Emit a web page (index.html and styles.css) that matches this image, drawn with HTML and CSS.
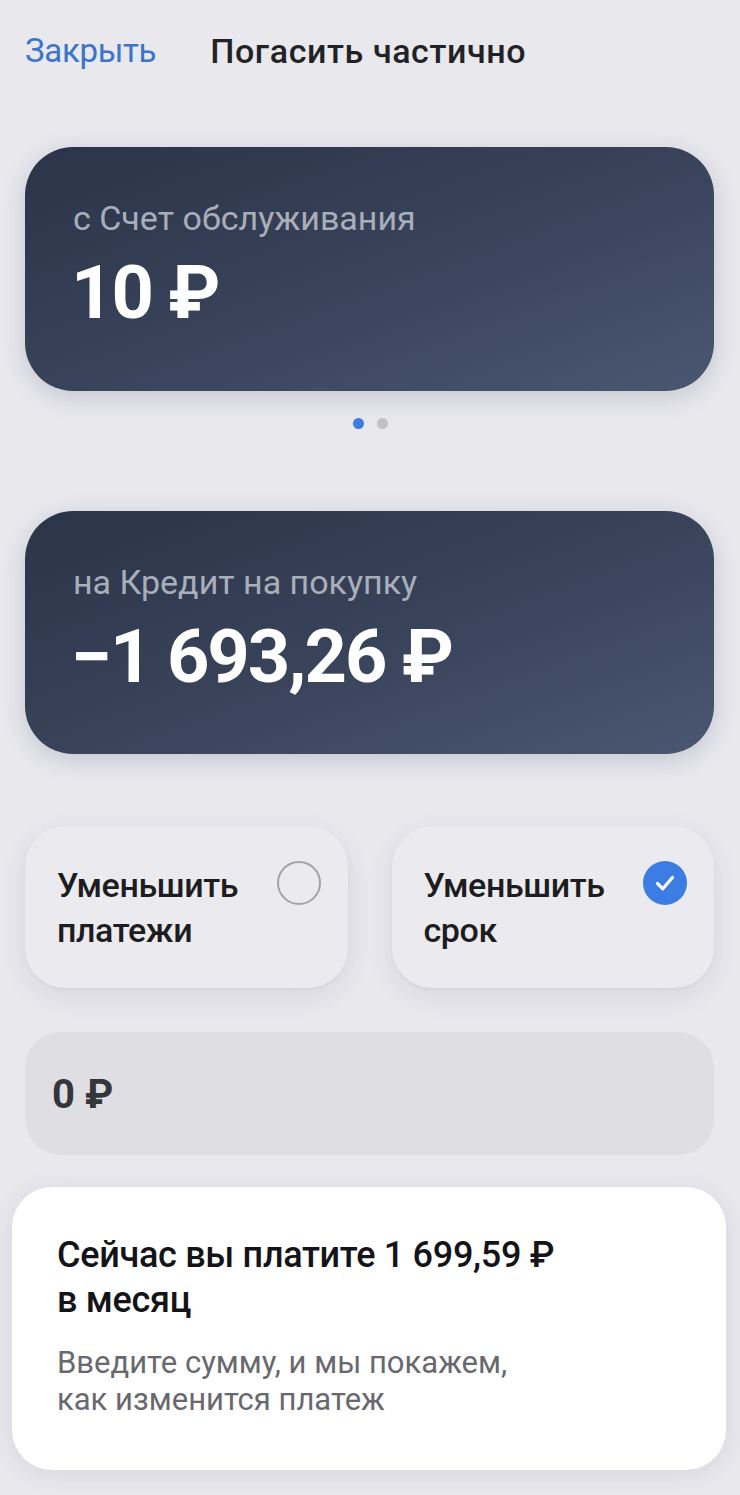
FILE: index.html
```
<!DOCTYPE html>
<html lang="ru">
<head>
<meta charset="utf-8">
<link rel="stylesheet" href="styles.css">
</head>
<body>
<div class="screen">
  <header class="header">
    <span class="close">Закрыть</span>
    <span class="title">Погасить частично</span>
  </header>

  <section class="account-card">
    <div class="account-label">с Счет обслуживания</div>
    <div class="account-amount">10 ₽</div>
  </section>

  <div class="dots">
    <span class="dot dot-active"></span>
    <span class="dot"></span>
  </div>

  <section class="account-card account-card-second">
    <div class="account-label">на Кредит на покупку</div>
    <div class="account-amount">−1 693,26 ₽</div>
  </section>

  <div class="options">
    <div class="option">
      <div class="option-text">Уменьшить<br>платежи</div>
      <span class="radio"></span>
    </div>
    <div class="option">
      <div class="option-text">Уменьшить<br>срок</div>
      <span class="radio radio-checked">
        <svg viewBox="0 0 44 44" width="44" height="44"><path d="M14.5 22.5 L19.8 27.8 L29.5 16.5" fill="none" stroke="#fff" stroke-width="3.2" stroke-linecap="round" stroke-linejoin="round"/></svg>
      </span>
    </div>
  </div>

  <div class="amount-input">0 ₽</div>

  <section class="info-card">
    <div class="info-title">Сейчас вы платите 1 699,59 ₽<br>в месяц</div>
    <div class="info-text">Введите сумму, и мы покажем,<br>как изменится платеж</div>
  </section>
</div>
</body>
</html>
```
FILE: styles.css
```
* { box-sizing: border-box; }
html, body {
  margin: 0;
  padding: 0;
}
body {
  background: #e8e8ed;
  font-family: Roboto, "Noto Sans", "Liberation Sans", sans-serif;
  width: 740px;
  height: 1495px;
  overflow: hidden;
}
.screen {
  display: flex;
  flex-direction: column;
}
.header {
  display: flex;
  align-items: flex-start;
  gap: 54px;
  padding: 31px 25px 0 25px;
  height: 147px;
}
.close {
  font-size: 33px;
  line-height: 40px;
  color: #3b74c9;
  letter-spacing: -0.3px;
}
.title {
  font-size: 34px;
  line-height: 40px;
  font-weight: 500;
  color: #222226;
  letter-spacing: 0.6px;
}
.account-card {
  margin: 0 26px 0 25px;
  height: 244px;
  border-radius: 48px;
  background: linear-gradient(160deg, #2b3448 0%, #384259 50%, #4b5672 100%);
  box-shadow: 0 6px 24px rgba(40, 50, 80, 0.18);
  padding: 51px 40px 0 48px;
  color: #fff;
}
.account-label {
  font-size: 34px;
  line-height: 40px;
  color: #a9aebb;
  letter-spacing: 0;
}
.account-amount {
  margin-top: 15px;
  margin-left: -2px;
  font-size: 74px;
  line-height: 80px;
  font-weight: 700;
  color: #ffffff;
  letter-spacing: -2px;
}
.dots {
  display: flex;
  justify-content: center;
  gap: 13px;
  height: 120px;
  padding-top: 27px;
}
.dot {
  width: 11px;
  height: 11px;
  border-radius: 50%;
  background: #c1c1c6;
}
.dot-active {
  background: #3b7de0;
}
.account-card-second {
  height: 243px;
}
.options {
  display: grid;
  grid-template-columns: 1fr 1fr;
  gap: 44px;
  margin: 72px 26px 0 25px;
}
.option {
  height: 162px;
  border-radius: 40px;
  background: #ebebef;
  box-shadow: 0 8px 26px rgba(60, 60, 90, 0.10), 0 1px 3px rgba(60, 60, 90, 0.05);
  display: flex;
  justify-content: space-between;
  align-items: flex-start;
  padding: 37px 27px 0 32px;
}
.option-text {
  font-size: 34px;
  line-height: 45px;
  font-weight: 500;
  color: #1d1d21;
  letter-spacing: -0.4px;
}
.radio {
  flex: none;
  width: 44px;
  height: 44px;
  border-radius: 50%;
  border: 2px solid #a2a2a8;
  margin-top: -2px;
  display: block;
}
.radio-checked {
  border: none;
  background: #3b7de2;
}
.radio-checked svg {
  display: block;
}
.amount-input {
  margin: 44px 26px 0 25px;
  height: 123px;
  border-radius: 36px;
  background: #dedee3;
  display: flex;
  align-items: center;
  padding: 2px 0 0 27px;
  font-size: 40px;
  font-weight: 700;
  color: #35353a;
}
.info-card {
  margin: 32px 14px 0 12px;
  height: 283px;
  border-radius: 40px;
  background: #ffffff;
  box-shadow: 0 4px 24px rgba(60, 60, 90, 0.10);
  padding: 46px 30px 0 45px;
}
.info-title {
  font-size: 36px;
  line-height: 45px;
  font-weight: 500;
  color: #141418;
  letter-spacing: -0.3px;
}
.info-text {
  margin-top: 21px;
  font-size: 31px;
  line-height: 37px;
  color: #68686e;
  letter-spacing: 0;
}
```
────────
Pictures are excluded; output everything else in the data verbatim.

WORKED SOLUTION:
Emit a web page (index.html and styles.css) that matches this image, drawn with HTML and CSS.
FILE: index.html
```
<!DOCTYPE html>
<html lang="ru">
<head>
<meta charset="utf-8">
<link rel="stylesheet" href="styles.css">
</head>
<body>
<div class="screen">
  <header class="header">
    <span class="close">Закрыть</span>
    <span class="title">Погасить частично</span>
  </header>

  <section class="account-card">
    <div class="account-label">с Счет обслуживания</div>
    <div class="account-amount">10 ₽</div>
  </section>

  <div class="dots">
    <span class="dot dot-active"></span>
    <span class="dot"></span>
  </div>

  <section class="account-card account-card-second">
    <div class="account-label">на Кредит на покупку</div>
    <div class="account-amount">−1 693,26 ₽</div>
  </section>

  <div class="options">
    <div class="option">
      <div class="option-text">Уменьшить<br>платежи</div>
      <span class="radio"></span>
    </div>
    <div class="option">
      <div class="option-text">Уменьшить<br>срок</div>
      <span class="radio radio-checked">
        <svg viewBox="0 0 44 44" width="44" height="44"><path d="M14.5 22.5 L19.8 27.8 L29.5 16.5" fill="none" stroke="#fff" stroke-width="3.2" stroke-linecap="round" stroke-linejoin="round"/></svg>
      </span>
    </div>
  </div>

  <div class="amount-input">0 ₽</div>

  <section class="info-card">
    <div class="info-title">Сейчас вы платите 1 699,59 ₽<br>в месяц</div>
    <div class="info-text">Введите сумму, и мы покажем,<br>как изменится платеж</div>
  </section>
</div>
</body>
</html>
```
FILE: styles.css
```
* { box-sizing: border-box; }
html, body {
  margin: 0;
  padding: 0;
}
body {
  background: #e8e8ed;
  font-family: Roboto, "Noto Sans", "Liberation Sans", sans-serif;
  width: 740px;
  height: 1495px;
  overflow: hidden;
}
.screen {
  display: flex;
  flex-direction: column;
}
.header {
  display: flex;
  align-items: flex-start;
  gap: 54px;
  padding: 31px 25px 0 25px;
  height: 147px;
}
.close {
  font-size: 33px;
  line-height: 40px;
  color: #3b74c9;
  letter-spacing: -0.3px;
}
.title {
  font-size: 34px;
  line-height: 40px;
  font-weight: 500;
  color: #222226;
  letter-spacing: 0.6px;
}
.account-card {
  margin: 0 26px 0 25px;
  height: 244px;
  border-radius: 48px;
  background: linear-gradient(160deg, #2b3448 0%, #384259 50%, #4b5672 100%);
  box-shadow: 0 6px 24px rgba(40, 50, 80, 0.18);
  padding: 51px 40px 0 48px;
  color: #fff;
}
.account-label {
  font-size: 34px;
  line-height: 40px;
  color: #a9aebb;
  letter-spacing: 0;
}
.account-amount {
  margin-top: 15px;
  margin-left: -2px;
  font-size: 74px;
  line-height: 80px;
  font-weight: 700;
  color: #ffffff;
  letter-spacing: -2px;
}
.dots {
  display: flex;
  justify-content: center;
  gap: 13px;
  height: 120px;
  padding-top: 27px;
}
.dot {
  width: 11px;
  height: 11px;
  border-radius: 50%;
  background: #c1c1c6;
}
.dot-active {
  background: #3b7de0;
}
.account-card-second {
  height: 243px;
}
.options {
  display: grid;
  grid-template-columns: 1fr 1fr;
  gap: 44px;
  margin: 72px 26px 0 25px;
}
.option {
  height: 162px;
  border-radius: 40px;
  background: #ebebef;
  box-shadow: 0 8px 26px rgba(60, 60, 90, 0.10), 0 1px 3px rgba(60, 60, 90, 0.05);
  display: flex;
  justify-content: space-between;
  align-items: flex-start;
  padding: 37px 27px 0 32px;
}
.option-text {
  font-size: 34px;
  line-height: 45px;
  font-weight: 500;
  color: #1d1d21;
  letter-spacing: -0.4px;
}
.radio {
  flex: none;
  width: 44px;
  height: 44px;
  border-radius: 50%;
  border: 2px solid #a2a2a8;
  margin-top: -2px;
  display: block;
}
.radio-checked {
  border: none;
  background: #3b7de2;
}
.radio-checked svg {
  display: block;
}
.amount-input {
  margin: 44px 26px 0 25px;
  height: 123px;
  border-radius: 36px;
  background: #dedee3;
  display: flex;
  align-items: center;
  padding: 2px 0 0 27px;
  font-size: 40px;
  font-weight: 700;
  color: #35353a;
}
.info-card {
  margin: 32px 14px 0 12px;
  height: 283px;
  border-radius: 40px;
  background: #ffffff;
  box-shadow: 0 4px 24px rgba(60, 60, 90, 0.10);
  padding: 46px 30px 0 45px;
}
.info-title {
  font-size: 36px;
  line-height: 45px;
  font-weight: 500;
  color: #141418;
  letter-spacing: -0.3px;
}
.info-text {
  margin-top: 21px;
  font-size: 31px;
  line-height: 37px;
  color: #68686e;
  letter-spacing: 0;
}
```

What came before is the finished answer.